Prior to that, the agency was only able to answer three out of every 10 calls from taxpayers. They just didn’t have enough capacity to handle the daily call volume.
But thanks to AI, that’s all changed. In fact, AI phone bots have already handled over three million incoming calls as of May.
And thanks to this success, the IRS is expanding these AI bots out to more complex tasks. Get this – the AIs are going to collect delinquent taxes.
This new program will start with individuals who owe less than $25,000 to the IRS. It starts like it always has – with a mailed notice. The IRS sends delinquent taxpayers a letter advising them to call in for payment options.
And that’s where the AI bots come in. They can verify a caller’s identity, answer simple tax questions, and even negotiate a payment plan that works for both parties.
Then, once a payment plan is in place, the AI ensures there is no further action taken against the taxpayer. They close the ticket, so no human agents follow up with that individual as long as the payments are made as agreed.
And this is only the beginning.
As the AI learns and improves, it will be able to take on even more complex issues. The technology will get to the point where it can handle the bulk of all calls coming into the IRS.
This is a great application of AI. I have to say, I’m happy to see the government is using it to cut costs and improve responsiveness.
As regular readers know, I predict we will soon have AI-enabled assistants capable of helping us with many of our basic daily tasks. The rapid advancements in natural language processing are the key behind these new applications, and it won’t be long before new products will be available to all consumers that will have a positive impact on our daily lives.

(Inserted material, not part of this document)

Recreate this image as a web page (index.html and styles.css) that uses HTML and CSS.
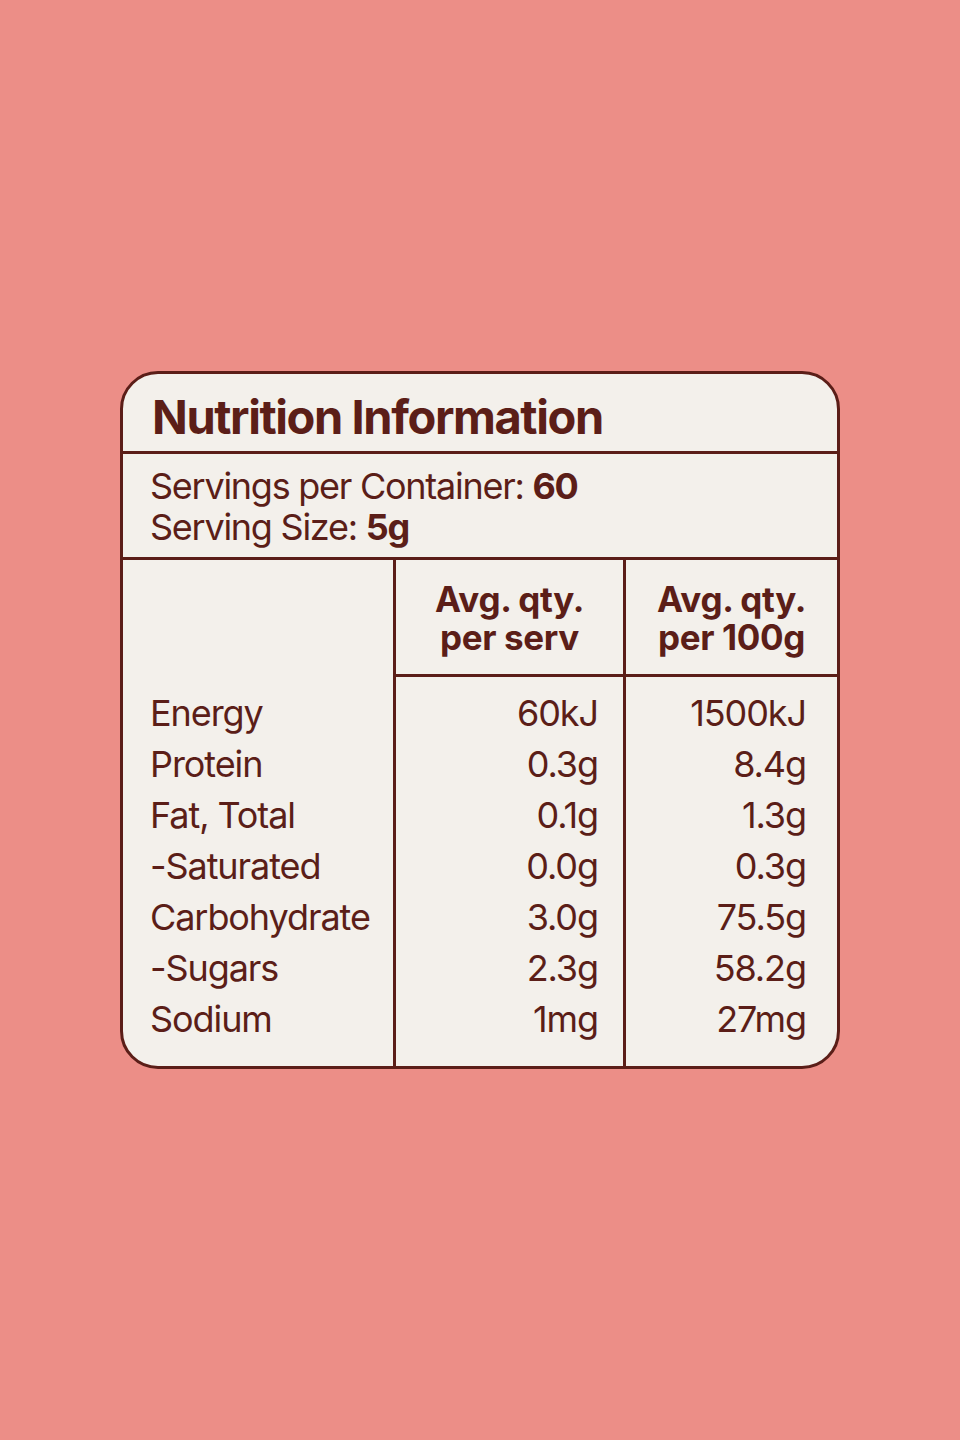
FILE: index.html
```html
<!DOCTYPE html>
<html lang="en">
<head>
<meta charset="utf-8">
<title>Nutrition Information</title>
<link rel="stylesheet" href="styles.css">
</head>
<body>
<main class="page">
  <section class="card">
    <h1 class="title">Nutrition Information</h1>
    <div class="info">
      <p>Servings per Container: <b>60</b></p>
      <p>Serving Size: <b>5g</b></p>
    </div>
    <div class="table">
      <div class="col col-name">
        <div class="head"></div>
        <ul class="rows">
          <li>Energy</li>
          <li>Protein</li>
          <li>Fat, Total</li>
          <li>-Saturated</li>
          <li>Carbohydrate</li>
          <li>-Sugars</li>
          <li>Sodium</li>
        </ul>
      </div>
      <div class="col col-serv">
        <div class="head">Avg. qty.<br>per serv</div>
        <ul class="rows">
          <li>60kJ</li>
          <li>0.3g</li>
          <li>0.1g</li>
          <li>0.0g</li>
          <li>3.0g</li>
          <li>2.3g</li>
          <li>1mg</li>
        </ul>
      </div>
      <div class="col col-100">
        <div class="head">Avg. qty.<br>per 100g</div>
        <ul class="rows">
          <li>1500kJ</li>
          <li>8.4g</li>
          <li>1.3g</li>
          <li>0.3g</li>
          <li>75.5g</li>
          <li>58.2g</li>
          <li>27mg</li>
        </ul>
      </div>
    </div>
  </section>
</main>
</body>
</html>
```
FILE: styles.css
```css
* { box-sizing: border-box; }
html, body { margin: 0; padding: 0; }
body {
  background: #ec8e87;
  font-family: Inter, "Noto Sans", sans-serif;
  color: #5b1e18;
}
.page {
  height: 1440px;
  display: flex;
  align-items: center;
  justify-content: center;
}
.card {
  width: 720px;
  height: 698px;
  background: #f3f0eb;
  border: 3px solid #5b1e18;
  border-radius: 38px;
  overflow: hidden;
  display: flex;
  flex-direction: column;
}
.title {
  margin: 0;
  height: 80px;
  padding: 17px 0 0 29px;
  font-size: 47px;
  font-weight: 700;
  letter-spacing: -0.03em;
  line-height: 52px;
  border-bottom: 3px solid #5b1e18;
}
.info {
  height: 106px;
  padding: 12px 0 0 27px;
  border-bottom: 3px solid #5b1e18;
  font-size: 36px;
  letter-spacing: -0.035em;
  line-height: 41px;
}
.info p { margin: 0; }
.info b { font-weight: 700; }
.table {
  flex: 1;
  display: grid;
  grid-template-columns: 273px 230px 1fr;
}
.col { display: flex; flex-direction: column; }
.col-name, .col-serv { border-right: 3px solid #5b1e18; }
.head {
  height: 117px;
  display: flex;
  align-items: center;
  justify-content: center;
  text-align: center;
  font-size: 35px;
  font-weight: 700;
  letter-spacing: -0.01em;
  line-height: 38px;
  padding-top: 2px;
}
.col-serv .head, .col-100 .head { border-bottom: 3px solid #5b1e18; }
.rows {
  list-style: none;
  margin: 0;
  padding: 11px 0 0 0;
  font-size: 36px;
  letter-spacing: -0.03em;
  line-height: 51px;
}
.col-name .rows { padding-left: 27px; }
.col-serv .rows { text-align: right; padding-right: 25px; }
.col-100 .rows { text-align: right; padding-right: 31px; }
```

Redwood Materials just inked a big deal with Toyota…
Redwood Materials just hit a big milestone: The company inked a deal with Toyota to recycle the iconic carmaker’s electric vehicle (EV) batteries.

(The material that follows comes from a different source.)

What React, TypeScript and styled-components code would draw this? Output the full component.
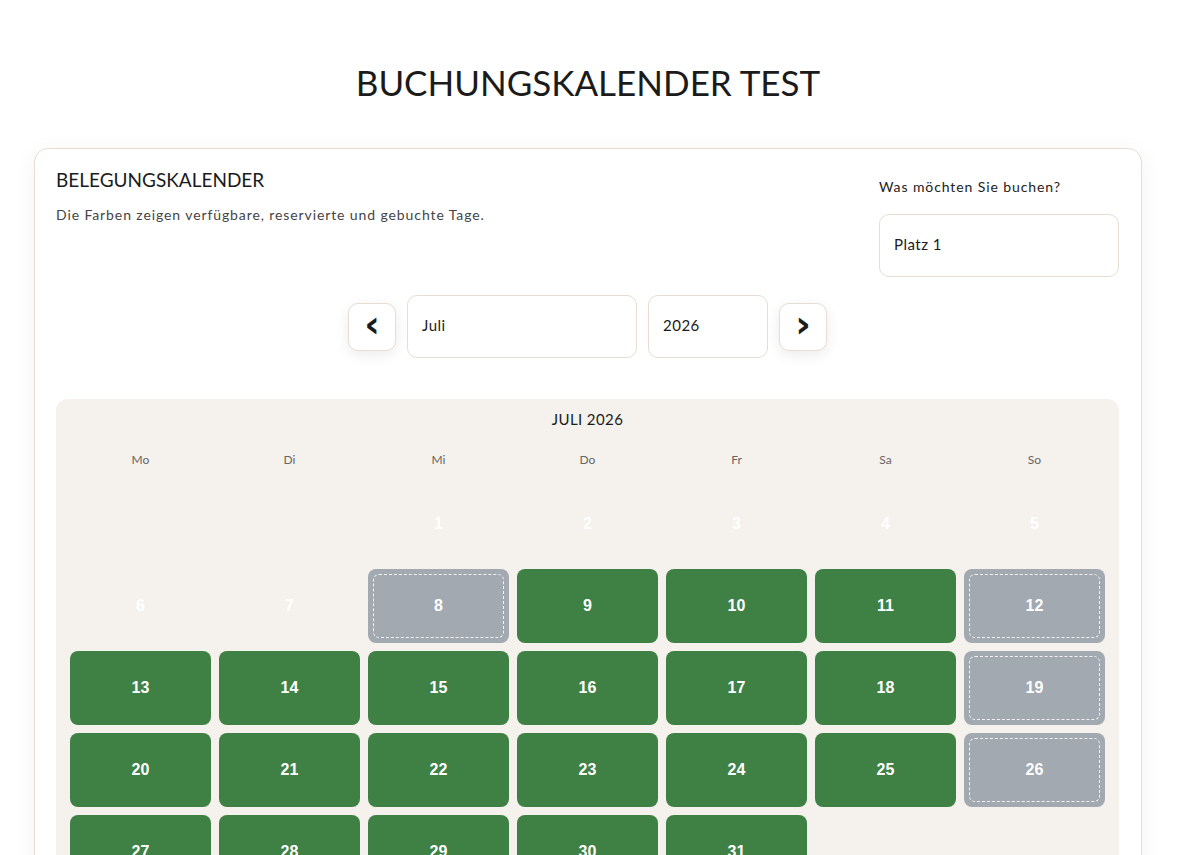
import styled, { createGlobalStyle } from "styled-components";

const GlobalStyle = createGlobalStyle`
  body {
    margin: 0;
    background: #fff;
    font-family: Lato, "Noto Sans", sans-serif;
    color: #1d1d1d;
  }
`;

type DayState = "past" | "free" | "booked";

const YEAR = 2026;
const MONTH = 6; // Juli, 0-based
const bookedDays = [8, 12, 19, 26];
const firstFreeDay = 8;
const weekdays = ["Mo", "Di", "Mi", "Do", "Fr", "Sa", "So"];

const buildDays = () => {
  const first = new Date(YEAR, MONTH, 1).getDay();
  const offset = (first + 6) % 7;
  const count = new Date(YEAR, MONTH + 1, 0).getDate();
  const cells: ({ day: number; state: DayState } | null)[] = [];
  for (let i = 0; i < offset; i++) cells.push(null);
  for (let d = 1; d <= count; d++) {
    const state: DayState =
      d < firstFreeDay ? "past" : bookedDays.includes(d) ? "booked" : "free";
    cells.push({ day: d, state });
  }
  return cells;
};

const App = () => {
  const cells = buildDays();
  return (
    <Page>
      <GlobalStyle />
      <PageTitle>BUCHUNGSKALENDER TEST</PageTitle>
      <Card>
        <CardHeader>
          <div>
            <CardTitle>BELEGUNGSKALENDER</CardTitle>
            <CardText>
              Die Farben zeigen verfügbare, reservierte und gebuchte Tage.
            </CardText>
          </div>
          <SideField>
            <FieldLabel>Was möchten Sie buchen?</FieldLabel>
            <SelectBox width={240}>Platz 1</SelectBox>
          </SideField>
        </CardHeader>

        <NavRow>
          <NavButton aria-label="Vorheriger Monat">‹</NavButton>
          <SelectBox width={230}>Juli</SelectBox>
          <SelectBox width={120}>2026</SelectBox>
          <NavButton aria-label="Nächster Monat">›</NavButton>
        </NavRow>

        <CalendarPanel>
          <MonthTitle>JULI 2026</MonthTitle>
          <Grid>
            {weekdays.map((w) => (
              <Weekday key={w}>{w}</Weekday>
            ))}
          </Grid>
          <Grid>
            {cells.map((c, i) =>
              c ? (
                <DayCell key={i} state={c.state}>
                  {c.day}
                </DayCell>
              ) : (
                <EmptyCell key={i} />
              )
            )}
          </Grid>
        </CalendarPanel>
      </Card>
    </Page>
  );
};

export default App;

const Page = styled.div`
  padding: 60px 34px 40px 34px;
  max-width: 1108px;
`;

const PageTitle = styled.h1`
  margin: 0 0 44px 0;
  text-align: center;
  font-size: 35px;
  font-weight: 400;
  line-height: 44px;
  color: #1b1b1b;
`;

const Card = styled.div`
  border: 1px solid #e7ddd3;
  border-radius: 14px;
  padding: 20px 22px 22px 21px;
  background: #fff;
  box-shadow: 0 4px 24px rgba(0, 0, 0, 0.05);
`;

const CardHeader = styled.div`
  display: flex;
  justify-content: space-between;
  align-items: flex-start;
`;

const CardTitle = styled.h2`
  margin: 0;
  font-size: 19px;
  font-weight: 400;
  line-height: 22px;
  color: #1b1b1b;
`;

const CardText = styled.p`
  margin: 15px 0 0 0;
  font-size: 14px;
  line-height: 18px;
  letter-spacing: 0.9px;
  color: #444;
`;

const SideField = styled.div`
  display: flex;
  flex-direction: column;
  padding-top: 9px;
`;

const FieldLabel = styled.label`
  font-size: 14px;
  line-height: 18px;
  letter-spacing: 0.9px;
  color: #222;
  margin-bottom: 18px;
`;

const SelectBox = styled.div<{ width: number }>`
  width: ${(p) => p.width}px;
  height: 63px;
  box-sizing: border-box;
  border: 1px solid #e7ddd3;
  border-radius: 10px;
  padding: 0 14px 4px 14px;
  display: flex;
  align-items: center;
  font-size: 15px;
  letter-spacing: 0.5px;
  color: #1b1b1b;
  background: #fff;
`;

const NavRow = styled.div`
  display: flex;
  justify-content: center;
  align-items: center;
  gap: 11px;
  margin-top: 18px;
`;

const NavButton = styled.button`
  width: 48px;
  height: 48px;
  border: 1px solid #e7ddd3;
  border-radius: 10px;
  background: #fff;
  box-shadow: 0 4px 14px rgba(0, 0, 0, 0.08);
  font-family: "DejaVu Sans", sans-serif;
  font-size: 38px;
  font-weight: 700;
  line-height: 1;
  color: #1b1b1b;
  padding: 0 0 5px 0;
  cursor: pointer;
`;

const CalendarPanel = styled.div`
  margin-top: 41px;
  background: #f5f1ed;
  border-radius: 12px;
  padding: 10px 14px 14px 14px;
`;

const MonthTitle = styled.div`
  text-align: center;
  font-size: 15px;
  line-height: 20px;
  letter-spacing: 0.4px;
  color: #1b1b1b;
  margin-bottom: 23px;
`;

const Grid = styled.div`
  display: grid;
  grid-template-columns: repeat(7, 1fr);
  gap: 8px;
`;

const Weekday = styled.div`
  text-align: center;
  font-size: 12px;
  line-height: 16px;
  color: #666;
  margin-bottom: 19px;
`;

const EmptyCell = styled.div`
  height: 74px;
`;

const DayCell = styled.div<{ state: DayState }>`
  position: relative;
  height: 74px;
  border-radius: 8px;
  display: flex;
  align-items: center;
  justify-content: center;
  font-family: "Liberation Sans", Arial, sans-serif;
  font-weight: 700;
  font-size: 16px;
  color: #fff;
  background: ${(p) =>
    p.state === "free" ? "#3f8145" : p.state === "booked" ? "#a2a9b1" : "transparent"};

  ${(p) =>
    p.state === "booked" &&
    `
    &::after {
      content: "";
      position: absolute;
      inset: 5px;
      border: 1px dashed rgba(255, 255, 255, 0.85);
      border-radius: 6px;
    }
  `}
`;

This has major implications for the EV industry…
We had a look at Redwood Materials in August of last year. For the sake of new readers, this is a battery recycling company founded by J.B. Straubel – the former co-founder and chief technology officer (CTO) of Tesla.
Straubel was instrumental in Tesla’s strategic approach to lithium-ion battery technology in the early days. But as the tech progressed, Straubel realized there was a huge problem coming.

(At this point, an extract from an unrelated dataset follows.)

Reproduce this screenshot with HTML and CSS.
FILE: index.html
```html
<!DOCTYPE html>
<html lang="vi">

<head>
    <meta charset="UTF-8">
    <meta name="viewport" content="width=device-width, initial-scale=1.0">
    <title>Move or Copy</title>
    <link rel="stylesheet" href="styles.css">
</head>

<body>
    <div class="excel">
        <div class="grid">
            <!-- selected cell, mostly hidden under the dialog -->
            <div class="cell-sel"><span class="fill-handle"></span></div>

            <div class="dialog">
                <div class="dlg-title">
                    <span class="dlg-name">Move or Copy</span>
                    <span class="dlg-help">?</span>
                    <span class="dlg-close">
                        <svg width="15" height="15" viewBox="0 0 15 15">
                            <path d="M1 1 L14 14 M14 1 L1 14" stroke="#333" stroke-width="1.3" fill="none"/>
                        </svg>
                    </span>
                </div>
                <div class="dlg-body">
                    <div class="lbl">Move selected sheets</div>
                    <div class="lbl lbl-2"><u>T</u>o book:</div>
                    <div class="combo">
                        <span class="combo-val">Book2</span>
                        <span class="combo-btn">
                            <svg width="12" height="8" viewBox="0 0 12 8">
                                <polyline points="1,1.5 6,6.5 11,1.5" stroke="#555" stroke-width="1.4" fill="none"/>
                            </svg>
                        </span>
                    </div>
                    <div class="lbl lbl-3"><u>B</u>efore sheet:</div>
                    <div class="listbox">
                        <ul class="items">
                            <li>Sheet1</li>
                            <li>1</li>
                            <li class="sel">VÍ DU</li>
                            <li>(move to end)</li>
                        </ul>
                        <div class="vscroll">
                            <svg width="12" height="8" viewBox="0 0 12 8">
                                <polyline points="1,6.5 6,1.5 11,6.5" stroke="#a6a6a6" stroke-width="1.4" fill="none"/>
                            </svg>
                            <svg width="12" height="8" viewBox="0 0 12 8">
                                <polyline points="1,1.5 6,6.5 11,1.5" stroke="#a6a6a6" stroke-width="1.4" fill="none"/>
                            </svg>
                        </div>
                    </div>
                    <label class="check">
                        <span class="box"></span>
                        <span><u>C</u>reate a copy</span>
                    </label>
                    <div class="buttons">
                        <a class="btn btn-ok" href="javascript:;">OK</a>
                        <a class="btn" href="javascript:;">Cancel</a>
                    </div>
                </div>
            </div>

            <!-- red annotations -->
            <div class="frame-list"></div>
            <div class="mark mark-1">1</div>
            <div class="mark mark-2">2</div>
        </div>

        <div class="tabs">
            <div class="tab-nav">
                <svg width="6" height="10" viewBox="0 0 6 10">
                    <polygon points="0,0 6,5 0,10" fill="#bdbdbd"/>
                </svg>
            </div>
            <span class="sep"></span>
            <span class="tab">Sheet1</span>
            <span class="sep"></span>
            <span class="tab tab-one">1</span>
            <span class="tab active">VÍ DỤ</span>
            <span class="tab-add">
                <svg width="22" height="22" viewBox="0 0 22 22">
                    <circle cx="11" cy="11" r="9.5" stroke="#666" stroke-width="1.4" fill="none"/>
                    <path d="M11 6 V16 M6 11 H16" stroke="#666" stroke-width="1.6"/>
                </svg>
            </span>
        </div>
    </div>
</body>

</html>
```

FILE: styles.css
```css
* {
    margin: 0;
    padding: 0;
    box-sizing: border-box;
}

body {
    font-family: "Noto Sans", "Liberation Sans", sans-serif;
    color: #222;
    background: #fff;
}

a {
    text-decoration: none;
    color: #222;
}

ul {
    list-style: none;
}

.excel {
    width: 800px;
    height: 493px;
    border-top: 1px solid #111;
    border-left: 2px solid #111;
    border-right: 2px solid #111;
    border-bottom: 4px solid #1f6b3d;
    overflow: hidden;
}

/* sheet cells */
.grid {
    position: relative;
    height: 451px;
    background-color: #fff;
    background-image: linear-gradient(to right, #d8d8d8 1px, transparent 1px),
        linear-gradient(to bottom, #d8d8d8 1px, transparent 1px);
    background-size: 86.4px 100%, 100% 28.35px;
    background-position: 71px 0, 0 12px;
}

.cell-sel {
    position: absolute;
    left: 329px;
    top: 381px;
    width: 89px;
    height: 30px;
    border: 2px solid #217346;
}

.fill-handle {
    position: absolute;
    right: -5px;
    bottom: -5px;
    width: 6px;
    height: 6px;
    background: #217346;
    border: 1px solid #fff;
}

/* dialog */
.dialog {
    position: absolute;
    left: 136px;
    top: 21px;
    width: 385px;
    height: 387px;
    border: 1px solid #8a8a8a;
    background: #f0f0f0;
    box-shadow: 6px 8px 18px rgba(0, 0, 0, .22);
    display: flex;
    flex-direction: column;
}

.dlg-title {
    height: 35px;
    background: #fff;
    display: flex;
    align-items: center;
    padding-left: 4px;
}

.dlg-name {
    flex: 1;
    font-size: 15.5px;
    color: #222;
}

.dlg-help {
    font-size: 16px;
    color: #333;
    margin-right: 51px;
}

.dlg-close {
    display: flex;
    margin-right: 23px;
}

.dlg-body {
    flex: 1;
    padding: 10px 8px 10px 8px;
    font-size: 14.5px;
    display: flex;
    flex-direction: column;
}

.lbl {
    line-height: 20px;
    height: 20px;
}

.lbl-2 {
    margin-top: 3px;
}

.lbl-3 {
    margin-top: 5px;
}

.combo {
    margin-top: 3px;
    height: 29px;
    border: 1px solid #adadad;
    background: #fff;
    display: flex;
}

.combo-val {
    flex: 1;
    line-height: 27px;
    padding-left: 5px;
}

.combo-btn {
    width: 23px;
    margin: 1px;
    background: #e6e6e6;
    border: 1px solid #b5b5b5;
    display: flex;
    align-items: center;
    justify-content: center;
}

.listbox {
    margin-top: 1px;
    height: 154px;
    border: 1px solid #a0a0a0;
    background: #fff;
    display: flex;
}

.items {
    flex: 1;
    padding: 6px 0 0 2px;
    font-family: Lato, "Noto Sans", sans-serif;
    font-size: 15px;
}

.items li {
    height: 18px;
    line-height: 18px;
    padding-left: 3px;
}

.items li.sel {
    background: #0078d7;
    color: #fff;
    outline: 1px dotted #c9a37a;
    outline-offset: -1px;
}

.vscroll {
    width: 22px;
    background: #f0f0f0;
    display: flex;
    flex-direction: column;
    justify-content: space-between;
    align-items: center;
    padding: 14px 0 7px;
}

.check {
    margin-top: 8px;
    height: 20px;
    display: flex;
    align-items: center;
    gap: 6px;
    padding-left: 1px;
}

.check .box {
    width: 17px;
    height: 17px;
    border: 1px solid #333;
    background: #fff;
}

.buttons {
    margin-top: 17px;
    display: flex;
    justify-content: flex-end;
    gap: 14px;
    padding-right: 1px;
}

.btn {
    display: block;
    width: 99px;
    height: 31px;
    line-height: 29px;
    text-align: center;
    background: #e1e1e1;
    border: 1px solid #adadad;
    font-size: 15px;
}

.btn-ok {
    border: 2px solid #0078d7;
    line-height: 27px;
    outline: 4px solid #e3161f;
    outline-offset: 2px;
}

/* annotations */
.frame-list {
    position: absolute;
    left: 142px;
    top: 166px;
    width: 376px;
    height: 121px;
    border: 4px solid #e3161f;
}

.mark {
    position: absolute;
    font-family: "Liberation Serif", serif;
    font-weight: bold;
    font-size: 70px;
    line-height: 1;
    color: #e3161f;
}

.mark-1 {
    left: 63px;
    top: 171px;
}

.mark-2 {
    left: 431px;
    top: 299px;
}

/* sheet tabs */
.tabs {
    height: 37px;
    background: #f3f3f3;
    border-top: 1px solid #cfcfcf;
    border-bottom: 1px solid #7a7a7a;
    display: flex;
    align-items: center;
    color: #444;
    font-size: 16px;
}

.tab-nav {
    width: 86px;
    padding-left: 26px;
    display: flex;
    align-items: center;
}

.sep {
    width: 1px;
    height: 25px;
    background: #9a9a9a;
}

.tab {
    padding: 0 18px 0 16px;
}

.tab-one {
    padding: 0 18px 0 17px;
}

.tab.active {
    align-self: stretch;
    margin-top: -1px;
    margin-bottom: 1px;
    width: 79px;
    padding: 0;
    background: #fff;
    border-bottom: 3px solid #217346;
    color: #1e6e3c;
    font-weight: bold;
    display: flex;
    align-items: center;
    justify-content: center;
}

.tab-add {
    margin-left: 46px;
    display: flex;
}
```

When lithium-ion batteries exhaust their useful life, the only place for them to go was the dump. There, they would gradually leak out toxic materials for hundreds – or maybe thousands – of years. Obviously, that’s far from ideal and terrible for the environment.
So Straubel’s mission in founding Redwood Materials was to address this wave of toxic waste he saw coming. The company’s goal is to recycle EV batteries and extract the useful minerals so that they can be used for new battery production.
This has become even more important today, as we are now facing shortages of many of the key minerals used in EV batteries. It turns out Straubel’s timing is nearly perfect.
And that’s why this deal with Toyota is so important.
Toyota was the first carmaker to produce EVs at scale. And now its first-generation Prius EVs are coming off the market.
That means there is a massive number of batteries that Toyota will be sending to Redwood Materials for recycling, as all of these Prius vehicles are nearing their end of life. Redwood will extract the key minerals and send them back to Toyota to produce new batteries.
And this story gets even better.
As part of this initiative, Toyota is building a new battery plant in North Carolina. At the same time, Redwood Materials will build a new recycling plant right next to it to increase its own recycling capacity.
This makes for an efficient supply chain. Redwood can recycle Toyota’s batteries and cart the minerals just across the street for reuse.
This is great news for Redwood Materials. The company announced that it will have the recycling capacity to repurpose materials for one million new EVs by 2025.
And this development also demonstrates just how advanced the EV industry has become. I see Redwood’s battery recycling as the “back end” of the industry.
It will solve a major environmental problem. And it will go a long way towards addressing the key material shortages we are seeing in the EV battery space as well.